Этот наиболее тяжелый период моей болезни, когда душа грозила расстаться с телом, оказался настоящим раем по сравнению с тем, что за ним воспоследовало. Я всплыл из глубин забытья на мелководье обмороков, и миллионы крабов боли вцепились клешнями в мои израненные чувства. Мука, глубоко укоренившаяся в костном мозге, и гораздо более старая, чем эти раны, захватила всего меня. Даже в бреду я понимал, что болен, потому что видения и сны становились педантично навязчивыми. Мне снилось, что нужно вспахать поле. Я пребывал в двух местах одновременно: и на поле, за плугом, и чуть в стороне, взирая на девственную почву, как на пустую страницу. Так книга впервые заявила о своем желании быть написанной. Я знал, что не успокоюсь, пока этот кусок земли не принесет урожай.
Лихорадка унялась. Я вынырнул из бурных потоков и увидел, что стал калекой, что огонь пожрал мои руки.
Тереза принесла сына к моей кровати. По ее мягкому настоянию он поцеловал меня мокрыми губами в щеку и ущипнул за нос слюнявыми пальцами.
Он не пострадал. Я спас ему жизнь.
Сейчас не стоит (чтобы не будить воспоминаниями утихшую боль) вспоминать мое выздоровление. Семья считала меня героем, и чувствовать их заботу – это было ни с чем не сравнимое удовольствие. Тереза втирала в мои трясущиеся клешни какие-то мази, а синьора Скарби разрешила называть ее по имени, Элеонорой, и пекла для меня сладости из инжира, апельсиновой цедры и смородины и кормила меня сама, безо всякого отвращения поднося ложку к моему слюнявому рту. Когда опухоль спала и боль стала терпимой, я понял, что потерял умение рисовать. Пальцы стали неловкими и потеряли чувствительность. Письмо само по себе было достаточно болезненным, но я хотя бы мог писать, а вот чувственная легкость, необходимая для рисования, пропала; искусство штриха, чувство изгиба, ощущение бумажного зерна – все напрочь исчезло.
Иногда, глядя на свои изуродованные руки, я хотел покончить с собой. И не мог этого сделать. Не только из-за боязни кары небесной (хотя Всевышний, если он добр, не стане г мучить Адольфа Бреннера) или нежелания отягощать Терезу заботами о моем трупе. Я продолжал жить, чтобы успокоить мертвых. Что они скажут мне в своем мрачном лесу, если я откажусь от того, чего они страждут сильнее всего? Пусть покоятся с миром.
За окном кружат стрижи, и цикады заводят свои часы.
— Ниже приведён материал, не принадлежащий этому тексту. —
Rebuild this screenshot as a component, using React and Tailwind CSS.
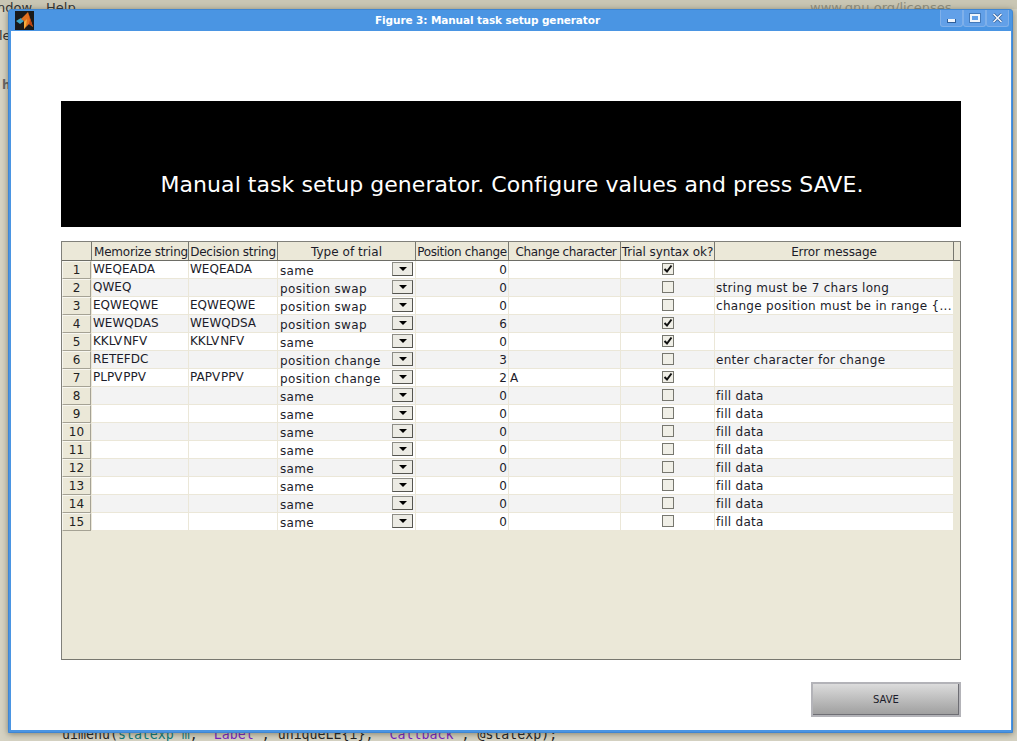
const rows = [
  ["WEQEADA", "WEQEADA", "same", "0", "", true, ""],
  ["QWEQ", "", "position swap", "0", "", false, "string must be 7 chars long"],
  ["EQWEQWE", "EQWEQWE", "position swap", "0", "", false, "change position must be in range {..."],
  ["WEWQDAS", "WEWQDSA", "position swap", "6", "", true, ""],
  ["KKLV NFV", "KKLV NFV", "same", "0", "", true, ""],
  ["RETEFDC", "", "position change", "3", "", false, "enter character for change"],
  ["PLPV PPV", "PAPV PPV", "position change", "2", "A", true, ""],
  ...Array.from({ length: 8 }, () => ["", "", "same", "0", "", false, "fill data"]),
];

const headers = [
  ["Memorize string", "w-[97px] pl-[2px] tracking-[-0.2px]"],
  ["Decision string", "w-[89px] tracking-[-0.25px]"],
  ["Type of trial", "w-[138px] tracking-[0.05px]"],
  ["Position change", "w-[93px] tracking-[-0.35px]"],
  ["Change character", "w-[112px] pl-[3px] tracking-[-0.4px]"],
  ["Trial syntax ok?", "w-[94px] tracking-[-0.1px]"],
  ["Error message", "w-[239px] tracking-[-0.1px]"],
];

function Logo() {
  return (
    <svg width="19" height="19" viewBox="0 0 19 19" className="bg-[#1a1a1a]">
      <path d="M1 10 L6 7 L9 10 L5 13 Z" fill="#3fa4c4" />
      <path d="M6 8 L13 1 L18 16 L14 13 L9 18 L9 10 Z" fill="#e2701f" />
      <path d="M13 1 L15 9 L14 13 L18 16 Z" fill="#b93f10" />
      <path d="M9 11 L12 8 L11 15 L9 18 Z" fill="#f3ad3c" />
    </svg>
  );
}

function WinBtn({ children }) {
  return (
    <div className="w-[23px] h-[17px] border border-[#7fb0ea] border-t-0 rounded-b-[3px] bg-[#62a0e8] flex items-center justify-center">
      {children}
    </div>
  );
}

function Row({ r, i }) {
  const bg = i % 2 === 0 ? "bg-white" : "bg-[#f3f3f3]";
  const cell = "h-full border-l border-b border-[#ebe7d8] shrink-0 flex items-center overflow-hidden whitespace-nowrap";
  return (
    <div className="flex h-[18px] text-[12px] text-[#1c1c2a]">
      <div className="w-[29px] h-full shrink-0 bg-[#ebe8d8] border border-[#a5a294] border-t-[#f8f7f0] border-l-[#f8f7f0] flex items-center justify-center text-[#222]">
        {i + 1}
      </div>
      <div className={`w-[97px] pl-px pb-[2px] [word-spacing:-3px] ${cell} ${bg}`}>{r[0]}</div>
      <div className={`w-[89px] pl-px pb-[2px] [word-spacing:-3px] ${cell} ${bg}`}>{r[1]}</div>
      <div className={`w-[138px] pl-[2px] pr-[2px] justify-between ${cell} ${bg}`}>
        <span className="tracking-[0.35px] pt-[2px]">{r[2]}</span>
        <span className="mb-[2px] w-[21px] h-[14px] bg-[#ecebe4] border border-[#8d8d86] border-b-[#55554f] border-r-[#55554f] flex items-center justify-center">
          <span className="w-0 h-0 border-l-[4px] border-r-[4px] border-t-[4px] border-l-transparent border-r-transparent border-t-black" />
        </span>
      </div>
      <div className={`w-[93px] pr-[1px] justify-end ${cell} ${bg}`}>{r[3]}</div>
      <div className={`w-[112px] pl-px ${cell} ${bg}`}>{r[4]}</div>
      <div className={`w-[94px] justify-center pl-px ${cell} ${bg}`}>
        <span className="mb-[2px] w-[12px] h-[12px] bg-[#f0efe7] border border-[#77776f] flex items-center justify-center">
          {r[5] && (
            <svg width="10" height="10" viewBox="0 0 10 10">
              <path d="M1.5 5 L4 7.5 L8.5 1.5" fill="none" stroke="#111" strokeWidth="2" />
            </svg>
          )}
        </span>
      </div>
      <div className={`w-[239px] pl-px tracking-[0.3px] ${cell} ${bg}`}>{r[6]}</div>
    </div>
  );
}

export default function App() {
  return (
    <div className="relative w-[1017px] h-[741px] overflow-hidden bg-[#d5d2c2] font-['DejaVu_Sans','Liberation_Sans',sans-serif]">
      <div className="absolute left-0 top-0 w-full h-[9px] bg-[#c9c6b4] text-[13px] text-[#333] leading-none">
        <span className="absolute left-[-3px] top-[1px]">ndow</span>
        <span className="absolute left-[46px] top-[1px]">Help</span>
        <span className="absolute left-[810px] top-[1px] text-[#8f8e7e]">www.gnu.org/licenses</span>
      </div>
      <div className="absolute left-[-1px] top-[26px] text-[13px] text-[#333]">le</div>
      <div className="absolute left-[2px] top-[76px] text-[12px] font-bold text-[#666]">h</div>
      <div className="absolute left-[62px] top-[725px] font-['DejaVu_Sans_Mono',monospace] text-[13.28px] whitespace-pre text-[#222]">
        uimenu(<span className="text-[#0a7a7a]">statexp_m</span>, <span className="text-[#7a1fc4]">'Label'</span>, uniqueLE{"{"}i{"}"}, <span className="text-[#7a1fc4]">'Callback'</span>, @statexp);
      </div>

      <div className="absolute left-[8px] top-[9px] w-[1005px] h-[724px] bg-[#4a95e3] border border-[#3f86d2] rounded-t-[3px] shadow-[0_1px_6px_rgba(60,60,40,0.55)] flex flex-col">
        <div className="relative h-[21px] shrink-0 flex items-center justify-center font-bold text-[10.5px] tracking-[-0.1px] text-white">
          <div className="absolute left-[6px] top-[1px]"><Logo /></div>
          <span className="pr-[46px]">Figure 3: Manual task setup generator</span>
          <div className="absolute right-[3px] top-0 flex">
            <WinBtn><span className="mt-[6px] w-[7px] h-[3px] bg-[#f0f5fb] border border-[#2f5f9a] border-t-0 box-content" /></WinBtn>
            <WinBtn><span className="w-[10px] h-[8px] border-2 border-[#f0f5fb] outline outline-1 outline-[#2f5f9a]/60" /></WinBtn>
            <WinBtn>
              <svg width="11" height="10" viewBox="0 0 11 10">
                <path d="M1.5 1 L9.5 9 M9.5 1 L1.5 9" stroke="#2f5f9a" strokeWidth="3" />
                <path d="M1.5 1 L9.5 9 M9.5 1 L1.5 9" stroke="#f5f8fc" strokeWidth="1.6" />
              </svg>
            </WinBtn>
          </div>
        </div>

        <div className="flex-1 ml-[2px] mr-px mb-[2px] bg-white flex flex-col items-start pl-[50px] pt-[70px]">
          <div className="w-[900px] h-[126px] shrink-0 bg-black text-white text-[22px] tracking-[0.05px] flex items-end justify-center pl-[2px] pb-[27px] leading-[30px]">
            Manual task setup generator. Configure values and press SAVE.
          </div>

          <div className="mt-[14px] w-[900px] h-[419px] shrink-0 bg-[#ebe8d8] border border-[#80807a] border-b-[#77776f] flex flex-col">
            <div className="flex h-[18px] shrink-0 text-[12px] text-[#1c1c2a] border-b border-[#6d6d66] box-content">
              <div className="w-[29px] shrink-0" />
              {headers.map(([h, w]) => (
                <div key={h} className={`${w} pt-[2px] shrink-0 border-l border-[#77776f] flex items-center justify-center whitespace-nowrap overflow-hidden`}>
                  {h}
                </div>
              ))}
              <div className="border-l border-[#77776f]" />
            </div>
            <div className="flex flex-col">
              {rows.map((r, i) => <Row key={i} r={r} i={i} />)}
            </div>
          </div>

          <div className="mt-[22px] ml-[750px] w-[150px] h-[35px] shrink-0 border-2 border-[#b3b3b8] bg-gradient-to-b from-[#dcdcdc] to-[#9e9e9e] shadow-[inset_-1px_-1px_0_#6e6e74] flex items-center justify-center text-[10px] text-[#1c1c2a]">
            SAVE
          </div>
        </div>
      </div>
    </div>
  );
}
Тереза приходит ко мне с молоком и мякотью гречишного хлеба. Вот мы и замкнули круг, подведя все итоги за мгновение до начала сей исповеди. Я сижу на краю лежанки и смотрю на «Thesaurus Hyeroglyphicorum». Будет ли моя жизнь, заново воплощенная на бумаге, иметь больше смысла, чем ее скрытые символы? С трудом я снимаю с полки «Thesaurus», он будет мне пюпитром. Сколько дней они ждали своего часа: гусиные перья и нож, чернильница и кожаный шнур, чтоб перевязать пальцы! Другим локтем я зажимаю незаселенные равнины моей книги для записей. Я слышу, как играет Нунцио, и Тереза поет за работой. Я прохожу через загроможденную комнату и открываю дверь в солнечный свет.